PROVIDED MATERIAL:

_ _ _ _

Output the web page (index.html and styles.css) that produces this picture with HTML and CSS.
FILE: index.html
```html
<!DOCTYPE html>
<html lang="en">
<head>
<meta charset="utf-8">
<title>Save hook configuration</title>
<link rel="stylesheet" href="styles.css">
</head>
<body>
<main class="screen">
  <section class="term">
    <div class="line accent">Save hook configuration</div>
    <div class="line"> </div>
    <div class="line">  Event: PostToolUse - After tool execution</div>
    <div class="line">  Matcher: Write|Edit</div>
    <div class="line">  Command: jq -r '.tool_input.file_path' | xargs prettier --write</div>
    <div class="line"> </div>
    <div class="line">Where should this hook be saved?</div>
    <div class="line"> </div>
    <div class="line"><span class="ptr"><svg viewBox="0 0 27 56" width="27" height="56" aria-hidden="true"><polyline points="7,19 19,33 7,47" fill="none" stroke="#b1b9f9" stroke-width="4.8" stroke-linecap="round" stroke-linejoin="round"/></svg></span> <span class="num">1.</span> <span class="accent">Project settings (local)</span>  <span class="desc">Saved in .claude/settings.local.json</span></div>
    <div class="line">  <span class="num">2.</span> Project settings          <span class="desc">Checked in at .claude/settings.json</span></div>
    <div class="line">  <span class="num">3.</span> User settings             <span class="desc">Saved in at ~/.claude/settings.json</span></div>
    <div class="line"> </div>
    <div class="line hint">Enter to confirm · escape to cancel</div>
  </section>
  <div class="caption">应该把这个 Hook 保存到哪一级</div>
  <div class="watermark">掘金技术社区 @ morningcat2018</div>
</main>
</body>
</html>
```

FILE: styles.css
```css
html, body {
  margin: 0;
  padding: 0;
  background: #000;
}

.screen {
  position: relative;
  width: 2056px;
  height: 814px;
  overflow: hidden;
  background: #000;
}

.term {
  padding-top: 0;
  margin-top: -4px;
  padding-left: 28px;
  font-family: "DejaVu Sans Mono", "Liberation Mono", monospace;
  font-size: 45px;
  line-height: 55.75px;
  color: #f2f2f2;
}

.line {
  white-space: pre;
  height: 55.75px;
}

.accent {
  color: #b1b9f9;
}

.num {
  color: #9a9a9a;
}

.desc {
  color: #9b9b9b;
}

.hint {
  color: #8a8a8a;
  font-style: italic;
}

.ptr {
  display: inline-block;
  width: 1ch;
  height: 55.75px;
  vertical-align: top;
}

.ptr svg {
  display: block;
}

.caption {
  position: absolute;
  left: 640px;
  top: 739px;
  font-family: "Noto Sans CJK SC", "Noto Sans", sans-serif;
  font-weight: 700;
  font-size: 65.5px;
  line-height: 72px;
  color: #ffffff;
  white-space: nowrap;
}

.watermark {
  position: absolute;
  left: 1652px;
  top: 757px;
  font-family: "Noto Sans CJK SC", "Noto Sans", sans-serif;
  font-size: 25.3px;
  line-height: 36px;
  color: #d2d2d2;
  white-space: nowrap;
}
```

_ _ _ _

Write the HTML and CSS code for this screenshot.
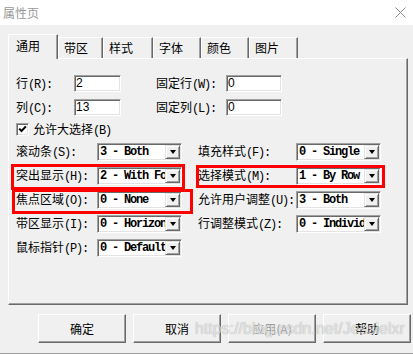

_ _ _ _

SHORT TASK: Find each line that has the word "styles", then copy it out.

SOLUTION:
Output the web page (index.html and styles.css) that produces this picture with HTML and CSS.
<link rel="stylesheet" href="styles.css">
FILE: styles.css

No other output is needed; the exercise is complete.